[Pages as source code]
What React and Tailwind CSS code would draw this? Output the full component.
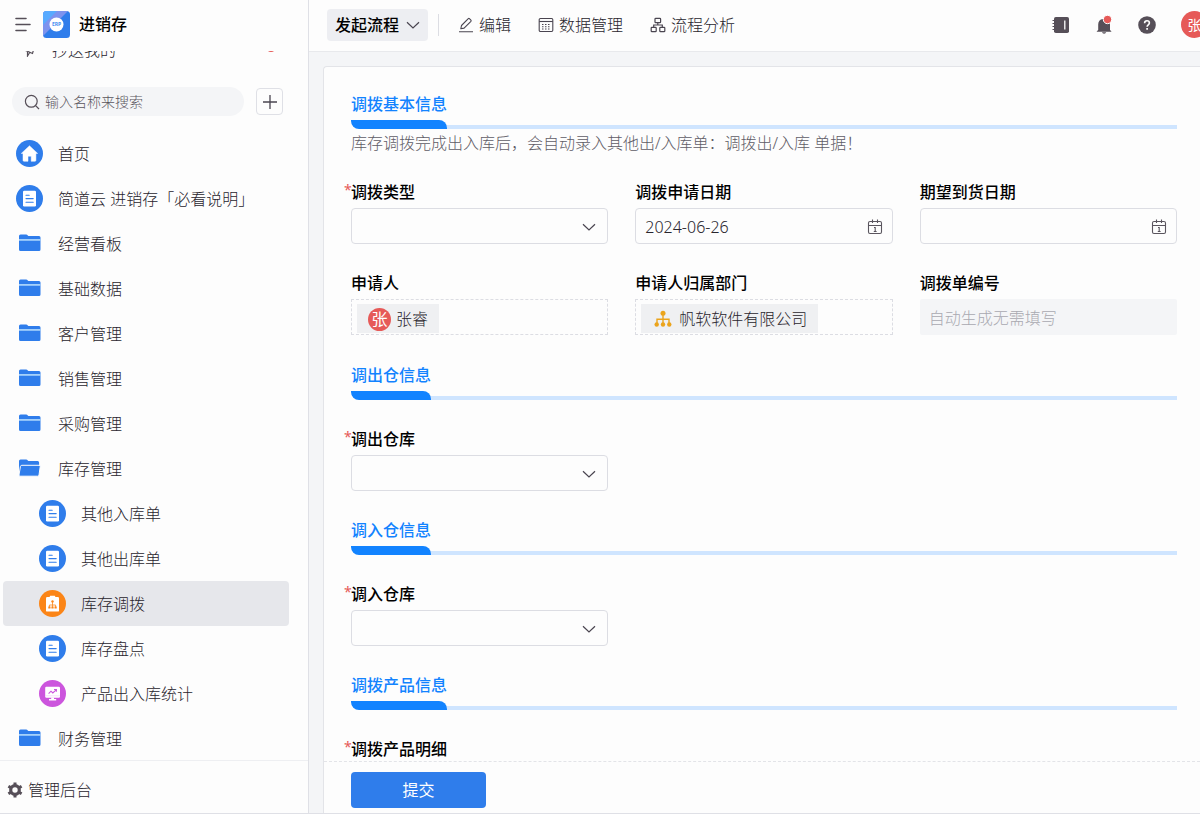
import { useState } from 'react';

const menu = [
  { name: '首页', icon: 'home' },
  { name: '简道云 进销存「必看说明」', icon: 'doc' },
  { name: '经营看板', icon: 'folder' },
  { name: '基础数据', icon: 'folder' },
  { name: '客户管理', icon: 'folder' },
  { name: '销售管理', icon: 'folder' },
  { name: '采购管理', icon: 'folder' },
  { name: '库存管理', icon: 'folderOpen' },
  { name: '其他入库单', icon: 'doc', child: true },
  { name: '其他出库单', icon: 'doc', child: true },
  { name: '库存调拨', icon: 'flow', child: true },
  { name: '库存盘点', icon: 'doc', child: true },
  { name: '产品出入库统计', icon: 'chart', child: true },
  { name: '财务管理', icon: 'folder' },
];

const HomeIcon = () => (
  <svg viewBox="0 0 27 27" className="size-[27px]">
    <circle cx="13.5" cy="13.5" r="13.5" fill="#2f7deb" />
    <path d="M13.5 5.8 21.6 13.4H19.9V20.3a1 1 0 0 1-1 1H15.2V16.2H12V21.3H8a1 1 0 0 1-1-1V13.4H5.3Z" fill="#fff" stroke="#fff" strokeWidth=".5" strokeLinejoin="round" />
  </svg>
);

const DocIcon = () => (
  <svg viewBox="0 0 27 27" className="size-[27px]">
    <circle cx="13.5" cy="13.5" r="13.5" fill="#2f7deb" />
    <rect x="7" y="5.8" width="13" height="15.6" rx="1.2" fill="#fff" />
    <path d="M10 10.2h3.2M10 13.6h7.2M10 17.2h7.2" stroke="#2f7deb" strokeWidth="1.1" strokeLinecap="round" />
  </svg>
);

const FlowIcon = () => (
  <svg viewBox="0 0 27 27" className="size-[27px]">
    <circle cx="13.5" cy="13.5" r="13.5" fill="#fb8517" />
    <rect x="7" y="7" width="13" height="14.6" rx="1.2" fill="#fff" />
    <rect x="10.8" y="5.8" width="5.4" height="2.4" rx=".6" fill="#fff" />
    <path d="M13.5 12v5M10.4 17v-2h6.2v2" stroke="#fb8517" fill="none" strokeWidth=".8" />
    <circle cx="13.5" cy="11.4" r="1.2" fill="#fb8517" />
    <path d="M9.3 16.6h2.2v2H9.3zM12.4 16.6h2.2v2h-2.2zM15.5 16.6h2.2v2h-2.2z" fill="#fb8517" />
  </svg>
);

const ChartIcon = () => (
  <svg viewBox="0 0 27 27" className="size-[27px]">
    <circle cx="13.5" cy="13.5" r="13.5" fill="#cc55dd" />
    <rect x="6.2" y="6.8" width="14.8" height="11" rx="1.2" fill="#fff" />
    <path d="M12.2 17.5h2.8v1.6h2.2v1.4H10v-1.4h2.2z" fill="#fff" />
    <path d="M6.2 15.8h14.8" stroke="#f0cdf5" strokeWidth=".6" />
    <path d="M9.6 13.6 12 11.2l1.8 1.8 3.4-3.2M15 9.5h2.4v2.2" stroke="#cc55dd" strokeWidth="1.1" fill="none" />
  </svg>
);

const FolderIcon = () => (
  <svg viewBox="0 0 27 27" className="size-[27px]">
    <path d="M3 7V6a1.5 1.5 0 0 1 1.5-1.5h5.6c.8 0 1.2.3 1.7.9l.6.7h10.6a1.5 1.5 0 0 1 1.5 1.5V19.5a1.5 1.5 0 0 1-1.5 1.5H4.5A1.5 1.5 0 0 1 3 19.5Z" fill="#2f7deb" />
    <path d="M3 9h21.500v1.800H3z" fill="#a5d1fb" />
  </svg>
);

const FolderOpenIcon = () => (
  <svg viewBox="0 0 27 27" className="size-[27px]">
    <path d="M3 19V6a1.5 1.5 0 0 1 1.5-1.5h5.6c.8 0 1.2.3 1.700.9l.6.7h9.200a1.500 1.500 0 0 1 1.500 1.500V12Z" fill="#2f7deb" />
    <path d="M5.800 10.300H23a1.200 1.200 0 0 1 1.200 1.400L23 20a1.400 1.400 0 0 1-1.400 1.200H4a1 1 0 0 1-1-1.200L4.400 11.500a1.500 1.500 0 0 1 1.400-1.200Z" fill="#2f7deb" stroke="#fdfdfd" />
  </svg>
);

const menuIcons = {
  home: HomeIcon,
  doc: DocIcon,
  flow: FlowIcon,
  chart: ChartIcon,
  folder: FolderIcon,
  folderOpen: FolderOpenIcon,
};

const Logo = () => (
  <svg viewBox="0 0 27 27" className="size-[27px]">
    <defs>
      <clipPath id="logo">
        <rect width="27" height="27" rx="3.5" />
      </clipPath>
    </defs>
    <g clipPath="url(#logo)">
      <rect width="27" height="27" fill="#2f7deb" />
      <path d="M0 0h25L0 25z" fill="#7d93ee" />
      <path d="M0 0h14L0 14z" fill="#58aaff" />
    </g>
    <circle cx="13.5" cy="13.5" r="7" fill="#fff" />
    <text x="13.5" y="15.4" textAnchor="middle" fontSize="5" fontWeight="700" fill="#4a8ff0">ERP</text>
  </svg>
);

const Chevron = ({ className }) => (
  <svg viewBox="0 0 14 14" className={className} fill="none" stroke="#4a4550" strokeWidth="1.2">
    <path d="M1 4.2 7 10l6-5.8" />
  </svg>
);

const CalendarIcon = () => (
  <svg viewBox="0 0 16 16" className="pointer-events-none absolute right-2.5 top-[11px] size-4" fill="none" stroke="#5a555e" strokeWidth="1.1">
    <rect x="1.5" y="2.5" width="13" height="12" rx="1.5" />
    <path d="M1.5 6.500h13M5.500.5v3.500M10.500.5v3.500M7 8.500h1.200v4M6.800 12.500h2.800" />
  </svg>
);

const PencilIcon = () => (
  <svg viewBox="0 0 16 16" className="size-4" fill="none" stroke="#4a4550" strokeWidth="1.1">
    <path d="M1 14.7h14M2.8 11.8l.7-3.3L10.300 1.700a.8.8 0 0 1 1.100 0l1.500 1.500a.8.8 0 0 1 0 1.100L6.100 11.100Z" strokeLinejoin="round" />
  </svg>
);

const TableIcon = () => (
  <svg viewBox="0 0 16 16" className="size-4" fill="none" stroke="#4a4550" strokeWidth="1.1">
    <rect x="1.2" y="1.5" width="13.6" height="13" rx="1.2" />
    <path d="M1.200 4.500h13.600" />
    <path d="M4 7.500h8.500M4 9.700h8.500M4 12h8.500" strokeDasharray="1.500 1.500" />
  </svg>
);

const FlowchartIcon = () => (
  <svg viewBox="0 0 16 16" className="size-4" fill="none" stroke="#4a4550" strokeWidth="1.2">
    <rect x="5" y="1.3" width="5.6" height="4.4" rx=".8" />
    <rect x="1.2" y="10.3" width="5" height="4.4" rx=".8" />
    <rect x="9.8" y="10.3" width="5" height="4.4" rx=".8" />
    <path d="M7.8 5.700V8M3.700 10.300V8h8.600v2.300" />
  </svg>
);

const OrgIcon = () => (
  <svg viewBox="0 0 18 18" className="size-[18px] shrink-0">
    <path d="M9 4v11M3 14V9.2h12V14" fill="none" stroke="#eba41c" strokeWidth="1.4" />
    <circle cx="9" cy="3.2" r="2.5" fill="#eba41c" />
    <circle cx="2.7" cy="14.5" r="2.2" fill="#eba41c" />
    <circle cx="9" cy="14.5" r="2.2" fill="#eba41c" />
    <circle cx="15.3" cy="14.5" r="2.2" fill="#eba41c" />
  </svg>
);

const NotebookIcon = () => (
  <svg viewBox="0 0 18 18" className="size-[18px]">
    <rect x="2" y="1" width="15" height="16" rx="1.8" fill="#564f58" />
    <path d="M.5 4.500h3M.5 7.500h3M.5 10.500h3M.5 13.500h3" stroke="#564f58" strokeWidth="1.2" />
    <path d="M12.800 4.500v9" stroke="#fff" strokeWidth="1.3" />
  </svg>
);

const BellIcon = () => (
  <svg viewBox="0 0 18 18" className="size-[18px] overflow-visible">
    <path d="M3.2 14V8.500A5.600 5.600 0 0 1 8 2.900a1.200 1.200 0 0 1 2.200 0 5.600 5.600 0 0 1 4.800 5.600V14l1.300 1.300v.5H1.800v-.5ZM7 16.300h4.200c-.3.900-1 1.400-2.100 1.400S7.300 17.200 7 16.300Z" fill="#564f58" />
    <circle cx="12.500" cy="3.500" r="4.200" fill="#e65a58" stroke="#fff" />
  </svg>
);

const HelpIcon = () => (
  <svg viewBox="0 0 18 18" className="size-[18px]" fill="none" stroke="#fff">
    <circle cx="9" cy="9" r="8.8" fill="#564f58" stroke="none" />
    <path d="M6.600 7.200C6.600 5.600 7.600 4.800 9 4.800s2.400.9 2.400 2.200c0 1.800-2.300 1.900-2.300 3.700" strokeWidth="1.6" />
    <path d="M9.100 12v1.700" strokeWidth="1.7" />
  </svg>
);

const GearIcon = () => (
  <svg viewBox="0 0 16 16" className="size-4">
    <circle cx="8" cy="8" r="4.3" fill="none" stroke="#564f58" strokeWidth="3.2" />
    <path d="M8 .4v3M8 12.600v3M1.400 4.200 4 5.700M12 10.300l2.600 1.500M1.400 11.800 4 10.300M12 5.700l2.600-1.500" stroke="#564f58" strokeWidth="3" />
  </svg>
);

function MenuItem({ item, active, onClick }) {
  const Icon = menuIcons[item.icon];
  return (
    <li>
      <a
        href="#"
        onClick={onClick}
        className={`ml-[3px] mr-[19px] flex h-[45px] items-center gap-[15px] rounded ${
          item.child ? 'pl-9' : 'pl-[13px]'
        } ${active ? 'bg-[#e6e7eb]' : ''}`}
      >
        <Icon />
        <span className="whitespace-nowrap">{item.name}</span>
      </a>
    </li>
  );
}

function Sidebar() {
  const [active, setActive] = useState('库存调拨');

  return (
    <aside className="flex w-[309px] shrink-0 flex-col border-r border-[#dfe0e6]">
      <div className="flex h-[51px] shrink-0 items-center pb-[3px] pl-[15px]">
        <button aria-label="收起菜单">
          <svg viewBox="0 0 16 16" className="size-4" stroke="#564f58" strokeWidth="1.6" strokeLinecap="round">
            <path d="M1 2.500h10M1 8.500h14M1 14.500h10" />
          </svg>
        </button>
        <span className="ml-3">
          <Logo />
        </span>
        <span className="ml-[9px] font-medium text-black">进销存</span>
      </div>

      <div className="min-h-0 flex-1 overflow-y-auto [scrollbar-width:none]">
        {/* already scrolled a little, first row sits under the header */}
        <a href="#" className="-mt-6 flex h-[45px] items-center pl-[22px]">
          <svg viewBox="0 0 14 14" className="size-3.5" fill="none" stroke="#564f58" strokeWidth="1.2">
            <path d="M1 6.500 13 1.500 10.500 10.500 6 8.500ZM5.500 8v5l2.200-3.500" />
          </svg>
          <span className="ml-4">抄送我的</span>
          <span className="ml-auto mr-[33px] mt-[17px] size-2 self-start rounded-full bg-[#e65a58]" />
        </a>

        <div className="my-[15px] flex h-[29px] items-center gap-3 pl-3 pr-[25px]">
          <label className="flex h-[29px] flex-1 items-center gap-[5px] rounded-full bg-[#f4f5f7] pl-3">
            <svg viewBox="0 0 16 16" className="size-4 shrink-0" fill="none" stroke="#564f58" strokeWidth="1.2">
              <circle cx="7.300" cy="7.300" r="5.900" />
              <path d="m11.600 11.600 3.400 3.400" />
            </svg>
            <input
              aria-label="搜索"
              placeholder="输入名称来搜索"
              className="w-full min-w-0 bg-transparent text-sm outline-none placeholder:text-[#5a555e]"
            />
          </label>
          <button aria-label="新建" className="flex size-[27px] items-center justify-center rounded border border-[#dfe0e6]">
            <svg viewBox="0 0 14 14" className="size-3.5" stroke="#4a4550" strokeWidth="1.3">
              <path d="M7 0v14M0 7h14" />
            </svg>
          </button>
        </div>

        <ul>
          {menu.map((item) => (
            <MenuItem
              key={item.name}
              item={item}
              active={active === item.name}
              onClick={() => setActive(item.name)}
            />
          ))}
        </ul>
      </div>

      <a href="#" className="flex h-[53px] shrink-0 items-center gap-[5px] border-t border-[#eeeff2] pl-[7px] pt-1.5">
        <GearIcon />
        管理后台
      </a>
    </aside>
  );
}

function Section({ title, desc }) {
  return (
    <div>
      <div className="flex items-end">
        <h3 className="font-medium text-[#1283ff]">
          {title}
          <span className="mt-1 block h-[9px] rounded-bl-lg rounded-tr-lg bg-[#1283ff]" />
        </h3>
        <div className="h-1 flex-1 bg-[#cfe5ff]" />
      </div>
      {desc && <p className="pt-1 leading-5 text-[#5f5c66]">{desc}</p>}
    </div>
  );
}

function Field({ label, id, required, children }) {
  return (
    <div className="min-w-0">
      <label htmlFor={id} className="relative mb-1 block font-medium text-black">
        {required && <span className="absolute -left-[7px] text-sm font-normal text-[#e65a58]">*</span>}
        {label}
      </label>
      {children}
    </div>
  );
}

function Select({ id }) {
  return (
    <div className="relative">
      <select id={id} className="block h-9 w-full appearance-none rounded border border-[#dcdde3] px-2.5" />
      <Chevron className="pointer-events-none absolute right-3 top-3 size-3.5" />
    </div>
  );
}

function DateInput({ id, value }) {
  return (
    <div className="relative">
      <input id={id} defaultValue={value} className="block h-9 w-full rounded border border-[#dcdde3] px-[9px] pt-0.5 outline-none" />
      <CalendarIcon />
    </div>
  );
}

function App() {
  return (
    <div className="flex h-screen overflow-hidden border-b border-[#dfe0e6] bg-[#fdfdfd] font-['Noto_Sans','Noto_Sans_CJK_SC',sans-serif] text-base font-light text-[#29252d]">
      <Sidebar />

      <main className="flex min-w-0 flex-1 flex-col bg-[#f4f5f7]">
        <header className="flex h-[52px] shrink-0 items-center border-b border-[#e8e9ec] bg-[#fdfdfd] pb-0.5 pl-[18px]">
          <button className="flex h-8 items-center gap-[7px] rounded bg-[#edeef2] px-2 font-medium text-black">
            发起流程
            <Chevron className="size-3.5" />
          </button>
          <span className="ml-2.5 h-[22px] w-px bg-[#dcdde3]" />
          <nav className="ml-[19px] flex items-center gap-[27px]">
            <a href="#" className="flex items-center gap-[5px]">
              <PencilIcon />
              编辑
            </a>
            <a href="#" className="flex items-center gap-[5px]">
              <TableIcon />
              数据管理
            </a>
            <a href="#" className="flex items-center gap-[5px]">
              <FlowchartIcon />
              流程分析
            </a>
          </nav>
          <div className="-mr-2 ml-auto flex items-center gap-[25px]">
            <button aria-label="通讯录"><NotebookIcon /></button>
            <button aria-label="消息"><BellIcon /></button>
            <button aria-label="帮助"><HelpIcon /></button>
            <span className="flex size-[27px] items-center justify-center rounded-full bg-[#e65a58] text-sm font-normal text-white">张</span>
          </div>
        </header>

        <form className="ml-3.5 mt-3.5 flex min-h-0 flex-1 flex-col rounded-tl border-l border-t border-[#e3e4e8] bg-[#fdfdfd]">
          <div className="flex min-h-0 flex-1 flex-col gap-[27px] overflow-y-auto pl-[27px] pr-[23px] pt-[25px] [scrollbar-width:none]">
            <Section
              title="调拨基本信息"
              desc="库存调拨完成出入库后，会自动录入其他出/入库单：调拨出/入库 单据！"
            />
            <div className="grid grid-cols-3 gap-[27px] pb-px">
              <Field label="调拨类型" id="type" required>
                <Select id="type" />
              </Field>
              <Field label="调拨申请日期" id="applyDate">
                <DateInput id="applyDate" value="2024-06-26" />
              </Field>
              <Field label="期望到货日期" id="arriveDate">
                <DateInput id="arriveDate" />
              </Field>
              <Field label="申请人">
                <div className="flex h-9 items-center border border-dashed border-[#dcdde3] px-[5px] pt-0.5">
                  <span className="flex h-[29px] items-center gap-[5px] bg-[#eff0f2] px-[11px] pt-0.5">
                    <span className="flex size-[23px] items-center justify-center rounded-full bg-[#e65a58] font-normal text-white">张</span>
                    张睿
                  </span>
                </div>
              </Field>
              <Field label="申请人归属部门">
                <div className="flex h-9 items-center border border-dashed border-[#dcdde3] px-[5px] pt-0.5">
                  <span className="flex h-[29px] items-center gap-[7px] whitespace-nowrap bg-[#eff0f2] pl-[13px] pr-[11px] pt-0.5">
                    <OrgIcon />
                    帆软软件有限公司
                  </span>
                </div>
              </Field>
              <Field label="调拨单编号" id="code">
                <input
                  id="code"
                  disabled
                  placeholder="自动生成无需填写"
                  className="block h-9 w-full rounded-xs bg-[#f4f5f7] px-[9px] pt-0.5 placeholder:text-[#a9a9b0]"
                />
              </Field>
            </div>

            <Section title="调出仓信息" />
            <div className="grid grid-cols-3 gap-[27px]">
              <Field label="调出仓库" id="outStore" required>
                <Select id="outStore" />
              </Field>
            </div>

            <Section title="调入仓信息" />
            <div className="grid grid-cols-3 gap-[27px]">
              <Field label="调入仓库" id="inStore" required>
                <Select id="inStore" />
              </Field>
            </div>

            <Section title="调拨产品信息" />
            <Field label="调拨产品明细" required />
          </div>

          <div className="shrink-0 border-t border-dashed border-[#e3e4e8] pb-[5px] pl-[27px] pt-2.5">
            <button type="button" className="block h-9 w-[135px] rounded bg-[#2f7deb] font-normal text-white">
              提交
            </button>
          </div>
        </form>
      </main>
    </div>
  );
}

export default App;
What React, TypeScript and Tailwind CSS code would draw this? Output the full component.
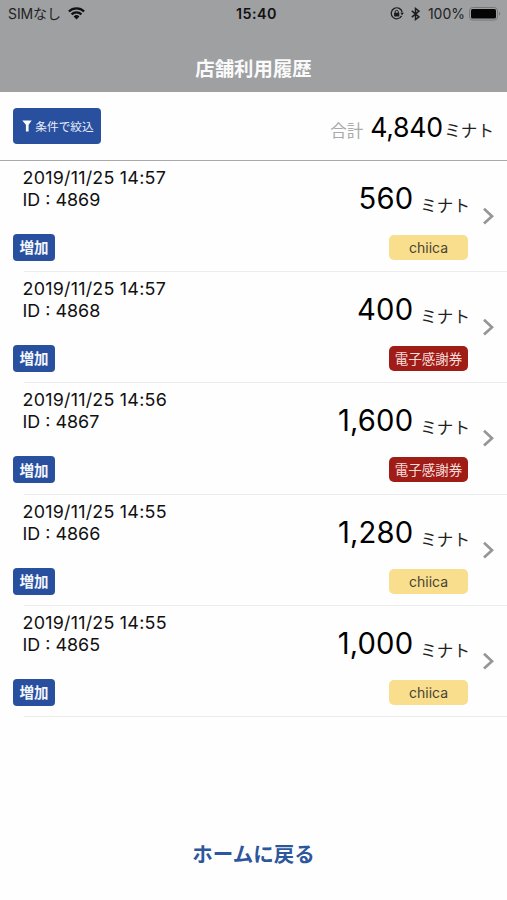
type Kind = "chiica" | "ticket";

type Entry = {
  id: number;
  date: string;
  amount: string;
  kind: Kind;
};

const entries: Entry[] = [
  { id: 4869, date: "2019/11/25 14:57", amount: "560", kind: "chiica" },
  { id: 4868, date: "2019/11/25 14:57", amount: "400", kind: "ticket" },
  { id: 4867, date: "2019/11/25 14:56", amount: "1,600", kind: "ticket" },
  { id: 4866, date: "2019/11/25 14:55", amount: "1,280", kind: "chiica" },
  { id: 4865, date: "2019/11/25 14:55", amount: "1,000", kind: "chiica" },
];

function WifiIcon() {
  return (
    <svg width="17" height="13" viewBox="0 0 17 13" fill="none" stroke="#111" strokeWidth="2.3">
      <path d="M0.9 4.5a10.8 10.8 0 0 1 15.2 0" />
      <path d="M3.6 7.4a6.9 6.9 0 0 1 9.8 0" />
      <path d="M8.5 12.4 5.6 9.5a4.1 4.1 0 0 1 5.8 0z" fill="#111" stroke="none" />
    </svg>
  );
}

function RotationLockIcon() {
  return (
    <svg width="14" height="13" viewBox="0 0 14 13" fill="none" stroke="#1c1c1c" strokeWidth="1.2">
      <path d="M11.6 8.9A5.5 5.5 0 1 1 12.2 5.4" />
      <path d="M10.3 5.7h3.6l-1.8 2.5z" fill="#1c1c1c" stroke="none" />
      <rect x="4.1" y="5.7" width="5.2" height="3.8" rx="0.4" fill="#1c1c1c" stroke="none" />
      <path d="M5.1 6.2V4.9a1.6 1.6 0 0 1 3.2 0v1.3" strokeWidth="1" />
    </svg>
  );
}

function BluetoothIcon() {
  return (
    <svg width="9" height="14" viewBox="0 0 9 14" fill="none" stroke="#1c1c1c" strokeWidth="1.5">
      <path d="M0.8 3.9 8 9.8 4.5 12.5V1.5L8 4.2 0.8 10.1" />
    </svg>
  );
}

function BatteryIcon() {
  return (
    <svg width="32" height="14" viewBox="0 0 32 14">
      <rect x="0.5" y="0.5" width="28" height="12.6" rx="3.2" fill="none" stroke="#77787a" />
      <rect x="2" y="2" width="25" height="9.6" rx="1.6" fill="#050505" />
      <path d="M30 4.8c1.7.6 1.7 3.4 0 4z" fill="#77787a" />
    </svg>
  );
}

function StatusBar() {
  return (
    <div className="grid h-[27px] grid-cols-3 items-center pl-2 pr-[6px] text-[14px] text-[#222]">
      <div className="flex items-center gap-[7px]">
        <span className="whitespace-nowrap tracking-[-0.1px]">SIMなし</span>
        <WifiIcon />
      </div>
      <span className="pl-1 text-center text-[14.3px] font-semibold tracking-[0.5px] text-[#111]">15:40</span>
      <div className="flex items-center justify-end">
        <RotationLockIcon />
        <span className="ml-[7px]">
          <BluetoothIcon />
        </span>
        <span className="ml-[8px] mr-[4px]">100%</span>
        <BatteryIcon />
      </div>
    </div>
  );
}

function KindTag({ kind }: { kind: Kind }) {
  if (kind === "chiica") {
    return (
      <span className="flex h-[25px] w-[79px] items-center justify-center rounded-[5px] bg-[#f8de8d] text-[14px] text-[#4a4435]">
        chiica
      </span>
    );
  }
  return (
    <span className="flex h-[25px] w-[79px] items-center justify-center rounded-[5px] bg-[#a01c17] text-[13.5px] text-[#f6dedd]">
      電子感謝券
    </span>
  );
}

function HistoryRow({ entry }: { entry: Entry }) {
  return (
    <li className="h-[111.2px]">
      <div className="flex h-[110.2px] pl-[13px] pr-3">
        <div className="flex flex-col items-start pt-[6px]">
          <div className="pl-[9.5px] text-[17.9px] leading-[22px] text-[#111]">
            <div className="tracking-[0.23px]">{entry.date}</div>
            <div>ID : {entry.id}</div>
          </div>
          <span className="mt-[23px] flex h-[27px] w-[42px] items-center justify-center rounded-[4px] bg-[#294f9f] pt-px text-[14.5px] font-bold text-[#f3f6fc]">
            増加
          </span>
        </div>
        <div className="ml-auto flex flex-col items-end pt-5">
          <div className="-mr-[2px] flex h-9 items-start gap-[7px]">
            <span className="text-[29.2px] leading-9 tracking-[0.15px] text-black">{entry.amount}</span>
            <span className="pt-[7px] text-[16.6px] leading-9 text-[#222]">ミナト</span>
          </div>
          <div className="mt-[18px]">
            <KindTag kind={entry.kind} />
          </div>
        </div>
        <svg className="ml-[14px] mt-[46px]" width="13" height="18" viewBox="0 0 13 18" fill="none">
          <path d="M2 1.8 10 9.2 2 16.6" stroke="#969696" strokeWidth="2.7" />
        </svg>
      </div>
      <div className="ml-6 h-px bg-[#ececee]" />
    </li>
  );
}

export default function App() {
  return (
    <div className="flex h-[900px] w-[507px] flex-col overflow-hidden bg-[#fefefe] font-[Inter,'Noto_Sans_CJK_JP',sans-serif]">
      <header className="h-[92px] bg-[#9fa0a2]">
        <StatusBar />
        <h1 className="mt-[28px] text-center text-[19.4px] font-bold leading-7 text-[#fafafa]">店舗利用履歴</h1>
      </header>

      {/* Filter and total */}
      <div className="flex h-[69px] items-center justify-between border-b-[1.5px] border-[#a9a9ab] pl-[13px] pr-[13px]">
        <button className="flex h-[36px] w-[88px] items-center justify-center gap-[3px] rounded-[4px] bg-[#294f9f] pl-[2px] text-[11.7px] text-[#e8edf8]">
          <svg width="10" height="12" viewBox="0 0 10 12">
            <path d="M0.3 0.5h9.4L6.6 4.7V11.5H3.9V4.7z" fill="#fff" />
          </svg>
          <span className="pt-[3px]">条件で絞込</span>
        </button>
        <div className="flex items-baseline pt-[3px]">
          <span className="text-[16.5px] text-[#aaaaaa]">合計</span>
          <span className="ml-[7px] mr-[1.5px] text-[26.7px] tracking-[-0.3px] text-black">4,840</span>
          <span className="text-[16.6px] text-[#222]">ミナト</span>
        </div>
      </div>

      <ul>
        {entries.map((entry) => (
          <HistoryRow key={entry.id} entry={entry} />
        ))}
      </ul>

      <a className="mt-[122px] text-center text-[20.5px] font-bold leading-8 text-[#2d579d]">ホームに戻る</a>
    </div>
  );
}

The exercise >>
Look over the listing. Pull out every line with the string "What" in it.

Result >>
What React and Tailwind CSS code would draw this? Output the full component.
What React, TypeScript and Tailwind CSS code would draw this? Output the full component.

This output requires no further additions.